Dans la chambre funéraire on déposa la cuirasse, le casque de fer, les épées et les lances, les jambières et le bouclier d’au moins 1m de diamètre.
Une vitrine garnie de vaisselle d’argent rappelle le thème du Banquet : le Banquet est l’évènement central de la vie sur terre, considéré par les avocats de l’idéal platonique. Initiés de Bacchus, d’Orphée et des autres cultes à mystères promettent que la mort n’est rien de plus que le commencement d’une nouvelle vie ; Purifié par la flamme du bûcher, le roi-héros continuera sa vie dans un éternel banquet.

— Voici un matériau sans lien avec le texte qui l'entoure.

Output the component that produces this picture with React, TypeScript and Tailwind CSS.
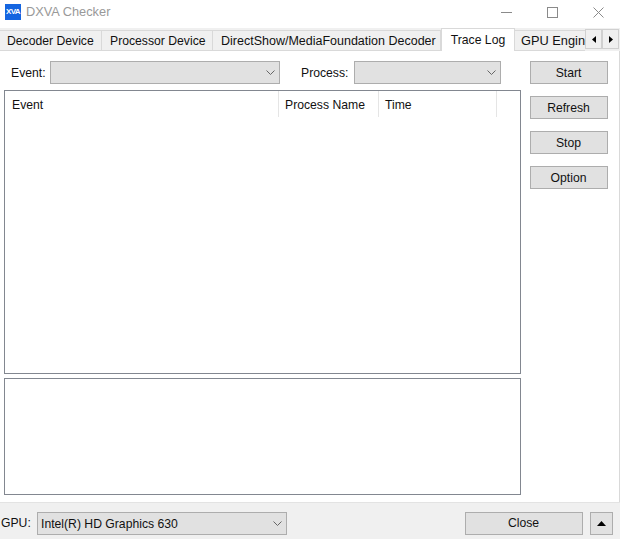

Trois tombes et le Heroon furent retrouvés dans le Grand Tumulus. Celle du Prince est supposée être celle du fils d’Alexandre le Grand et de Roxane, tué par Cassandre avec Olympias. La troisième tombe du ciste renfermait des peintures merveilleuses : le Rapt de Perséphone, Déméter et le trois Moire

Un film sur le passage de la lumière au domaine de la mort montre la barque de Charon dans des grottes, le ruissellement de l’eau sur les rochers, Orphée, moment de poésie.
Je suis tellement éblouie par cette visite que j’ai envie de rester sur cette impression de rentrer avec elle. Ne pas effacer trop vite cet émerveillement.